Hyderabad: That the University of Hyderabad offers quality education is well known. Reinforcing the same, its Department of English, for the first time, has earned for itself a place among the Top 200 best places to study English in the annual survey of the QS World University Rankings. It is ranked among the 150-200 category alongside the departments of the Jawaharlal Nehru University, Delhi and the University of Kolkata. However, the Delhi University figured among the Top 100. “It is very satisfying to know this. We have always known that ours is one of the best departments in the country,” said Prof Ramakrishna Ramaswamy, Vice-Chancellor, UoH.
But what makes the department special and different from its counterparts in other universities? Prof Sachidananda Mohanty of the department, explained, “The syllabus is updated every three years. We have a very good publication profile from both students and faculty and we always try to combine the best of tradition with innovative concepts.” The department takes pride in some of the courses it offers. Prof Mohanty pointed out, “Catastrophe Fiction, Dalit Writings, Campus Novel, Reading the Popular and Reading Spy Fiction Today are some of the unique courses we offer.”

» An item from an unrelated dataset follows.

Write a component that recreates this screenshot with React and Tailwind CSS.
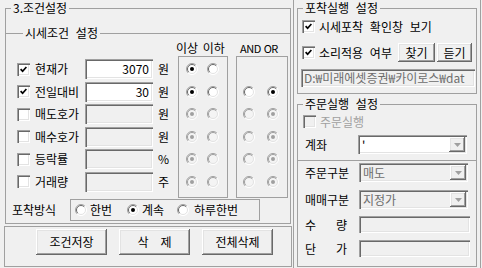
const sunken =
  "shadow-[inset_1px_1px_0_#a0a0a0,inset_2px_2px_0_#696969,inset_-1px_-1px_0_#ffffff,inset_-2px_-2px_0_#e3e3e3]";
const raised =
  "shadow-[inset_-1px_-1px_0_#696969,inset_1px_1px_0_#ffffff,inset_-2px_-2px_0_#a0a0a0,inset_2px_2px_0_#e3e3e3]";

const rows = [
  { label: "현재가", checked: true, value: "3070", unit: "원", h: "h-[22px]", lo: [1, 0, 0], ao: null },
  { label: "전일대비", checked: true, value: "30", unit: "원", h: "h-[23px]", lo: [1, 0, 0], ao: [0, 1, 0] },
  { label: "매도호가", checked: false, value: "", unit: "원", h: "h-[22px]", lo: [1, 0, 1], ao: [0, 1, 1] },
  { label: "매수호가", checked: false, value: "", unit: "원", h: "h-[23px]", lo: [1, 0, 1], ao: [0, 1, 1] },
  { label: "등락률", checked: false, value: "", unit: "%", h: "h-[22px]", lo: [1, 0, 1], ao: [0, 1, 1] },
  { label: "거래량", checked: false, value: "", unit: "주", h: "h-[23px]", lo: [1, 0, 1], ao: [0, 1, 1] },
];

function Check({ checked, disabled }) {
  return (
    <span
      className={`flex h-[13px] w-[13px] shrink-0 items-center justify-center ${sunken} ${
        disabled ? "bg-[#f0f0f0]" : "bg-white"
      }`}
    >
      {checked && (
        <svg width="7" height="7" viewBox="0 0 7 7">
          <path d="M0.6 3.2 L2.6 5.2 L6.4 1" fill="none" stroke="#000" strokeWidth="1.7" />
        </svg>
      )}
    </span>
  );
}

function Radio({ checked, disabled }) {
  return (
    <svg width="12" height="12" viewBox="0 0 12 12" className="shrink-0">
      <circle cx="6" cy="6" r="5.5" fill={disabled ? "#f4f4f4" : "#fff"} />
      <path d="M2.1 9.9 A5.5 5.5 0 0 1 9.9 2.1" fill="none" stroke="#a0a0a0" />
      <path d="M9.9 2.1 A5.5 5.5 0 0 1 2.1 9.9" fill="none" stroke="#ffffff" />
      <path d="M2.8 9.2 A4.5 4.5 0 0 1 9.2 2.8" fill="none" stroke={disabled ? "#a0a0a0" : "#696969"} />
      <path d="M9.2 2.8 A4.5 4.5 0 0 1 2.8 9.2" fill="none" stroke="#e3e3e3" />
      {checked && <circle cx="6" cy="6" r="2" fill={disabled ? "#a0a0a0" : "#000"} />}
    </svg>
  );
}

function Title({ children, className }) {
  return (
    <span className={`absolute top-[-7px] whitespace-nowrap bg-[#f0f0f0] px-[2px] leading-[12px] ${className}`}>
      {children}
    </span>
  );
}

function Combo({ value, disabled, className }) {
  return (
    <div
      className={`flex h-[19px] items-stretch p-[2px] ${sunken} ${
        disabled ? "bg-[#f0f0f0]" : "bg-white"
      } ${className}`}
    >
      <span className={`flex-1 pl-[2px] leading-[15px] ${disabled ? "text-[#6d6d6d]" : ""}`}>
        {value}
      </span>
      <span className={`flex w-[16px] items-center justify-center bg-[#f0f0f0] ${raised}`}>
        <svg width="7" height="4" viewBox="0 0 7 4">
          <path d="M0 0 H7 L3.5 4 Z" fill="#a0a0a0" />
        </svg>
      </span>
    </div>
  );
}

function Button({ children, className }) {
  return (
    <div className={`flex items-center justify-center bg-[#f0f0f0] ${raised} ${className}`}>
      {children}
    </div>
  );
}

export default function App() {
  return (
    <div className="flex h-[268px] w-[482px] overflow-hidden bg-[#f0f0f0] font-['Noto_Sans_CJK_KR','Noto_Sans',sans-serif] text-[12px] leading-[12px] text-black [word-spacing:4px]">
      {/* left: 조건설정 */}
      <div className="ml-[4px] flex w-[288px] flex-col">
        <div className="relative ml-[1px] mt-[8px] h-[216px] w-[286px] border border-[#a0a0a0]">
          <Title className="left-[5px]">3.조건설정</Title>

          <div className="relative mt-[24px] border-t border-[#a0a0a0]">
            <Title className="left-[17px]">시세조건 설정</Title>

            <div className="flex h-[22px] items-center whitespace-nowrap pt-[5px]">
              <span className="ml-[170px] w-[64px] [word-spacing:2px]">이상 이하</span>
              <span className="text-[11px] tracking-[-0.5px] [word-spacing:1px]">AND OR</span>
            </div>

            <div className="flex">
              <div className="w-[172px] pt-[2px]">
                {rows.map((r) => (
                  <div key={r.label} className={`flex items-center ${r.h}`}>
                    <span className="ml-[11px]">
                      <Check checked={r.checked} />
                    </span>
                    <span className="ml-[5px] w-[50px] whitespace-nowrap">{r.label}</span>
                    <span
                      className={`h-[20px] w-[68px] pr-[4px] text-right leading-[20px] ${sunken} ${
                        r.checked ? "bg-white" : "bg-[#f0f0f0]"
                      }`}
                    >
                      {r.value}
                    </span>
                    <span className="ml-[5px]">{r.unit}</span>
                  </div>
                ))}
              </div>

              <div className="h-[142px] w-[50px] border border-[#a0a0a0] pt-[1px]">
                {rows.map((r) => (
                  <div key={r.label} className={`flex items-center gap-[9px] pl-[7px] ${r.h}`}>
                    <Radio checked={r.lo[0]} disabled={r.lo[2]} />
                    <Radio checked={r.lo[1]} disabled={r.lo[2]} />
                  </div>
                ))}
              </div>

              <div className="ml-[8px] h-[142px] w-[52px] border border-[#a0a0a0] pt-[1px]">
                {rows.map((r) => (
                  <div key={r.label} className={`flex items-center gap-[12px] pl-[6px] ${r.h}`}>
                    {r.ao && (
                      <>
                        <Radio checked={r.ao[0]} disabled={r.ao[2]} />
                        <Radio checked={r.ao[1]} disabled={r.ao[2]} />
                      </>
                    )}
                  </div>
                ))}
              </div>
            </div>

            <div className="mt-[1px] flex h-[22px] items-center">
              <span className="ml-[6px] w-[58px]">포착방식</span>
              <div className="flex h-[22px] w-[190px] items-center border border-[#a0a0a0] pl-[4px]">
                <div className="flex w-[52px] items-center gap-[3px]">
                  <Radio />
                  <span>한번</span>
                </div>
                <div className="flex w-[50px] items-center gap-[3px]">
                  <Radio checked />
                  <span>계속</span>
                </div>
                <div className="flex items-center gap-[5px]">
                  <Radio />
                  <span>하루한번</span>
                </div>
              </div>
            </div>
          </div>
        </div>

        <div className="mt-[2px] flex h-[41px] w-[288px] gap-[12px] border border-[#a0a0a0] pl-[31px] pt-[2px]">
          <Button className="h-[26px] w-[71px]">조건저장</Button>
          <Button className="h-[26px] w-[71px] gap-[12px]">
            <span>삭</span>
            <span>제</span>
          </Button>
          <Button className="h-[26px] w-[71px]">전체삭제</Button>
        </div>
      </div>

      {/* right: 포착/주문 실행 */}
      <div className="ml-[1px] h-full w-[188px] border-x border-[#a0a0a0]">
        <div className="relative ml-[3px] mt-[8px] h-[86px] w-[180px] border border-[#a0a0a0]">
          <Title className="left-[5px]">포착실행 설정</Title>
          <div className="ml-[4px] mt-[11px] flex h-[13px] items-center gap-[4px]">
            <Check checked />
            <span className="whitespace-nowrap">시세포착 확인창 보기</span>
          </div>
          <div className="ml-[4px] mt-[10px] flex h-[19px] items-center">
            <div className="flex w-[96px] items-center gap-[4px]">
              <Check checked />
              <span className="whitespace-nowrap">소리적용 여부</span>
            </div>
            <Button className="h-[19px] w-[37px]">찾기</Button>
            <Button className="ml-[2px] h-[19px] w-[35px]">듣기</Button>
          </div>
          <div
            className={`ml-[3px] mt-[7px] h-[18px] w-[174px] overflow-hidden whitespace-nowrap bg-[#f0f0f0] pl-[3px] leading-[18px] text-[#6d6d6d] ${sunken}`}
          >
            D:₩미래에셋증권₩카이로스₩dat
          </div>
        </div>

        <div className="relative ml-[3px] mt-[10px] h-[56px] w-[180px] border-x border-t border-[#a0a0a0]">
          <Title className="left-[5px]">주문실행 설정</Title>
          <div className="ml-[5px] mt-[10px] flex h-[13px] items-center gap-[4px]">
            <Check disabled />
            <span className="text-[#a0a0a0]">주문실행</span>
          </div>
          <div className="mt-[7px] flex items-center">
            <span className="ml-[7px] w-[53px]">계좌</span>
            <Combo value="'" className="w-[109px]" />
          </div>
        </div>

        <div className="ml-[3px] h-[107px] w-[180px] border border-[#a0a0a0] pt-[2px]">
          <div className="flex items-center">
            <span className="ml-[7px] w-[54px]">주문구분</span>
            <Combo value="매도" disabled className="w-[109px]" />
          </div>
          <div className="mt-[8px] flex items-center">
            <span className="ml-[7px] w-[54px]">매매구분</span>
            <Combo value="지정가" disabled className="w-[109px]" />
          </div>
          <div className="mt-[7px] flex items-center">
            <span className="ml-[7px] flex w-[42px] justify-between">
              <span>수</span>
              <span>량</span>
            </span>
            <span className={`ml-[12px] h-[17px] w-[111px] bg-[#f0f0f0] ${sunken}`} />
          </div>
          <div className="mt-[7px] flex items-center">
            <span className="ml-[7px] flex w-[42px] justify-between">
              <span>단</span>
              <span>가</span>
            </span>
            <span className={`ml-[12px] h-[17px] w-[111px] bg-[#f0f0f0] ${sunken}`} />
          </div>
        </div>
      </div>
    </div>
  );
}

With about 150-odd students and 17 faculty positions, the department offers MA, M Phil and PhD. “We also have a unique drama club, poet in residence-a poetry club, language lab, special collection of books, apart from a collaboration with the Srinivas Rayaprol Trust,” added Prof Mohanty, who specialises in DH Lawrence and 20th century fiction, women’s writings, intellectual history, 19th century and post-colonial literature.
Some of the most renowned names in Indian Writing in English/Indian Critics like Meenakshi Mukherjee, S Nagarajan, Meena Alexander, Amritjit Singh, Shiv K Kumar, Hoshang Merchant and Arvind Krishna Mehrotra were part of the university’s English department at one point or the other.
Students too are excited about the latest rankings and cite the tough admission process to the success of the department. “Our department provides a lot of opportunities for improvement. While some find the selection process arbitrary or difficult, the entrance test looks at interpretive skills rather than theoretical frameworks,” said Sayujya Shankar, an M.Phil scholar.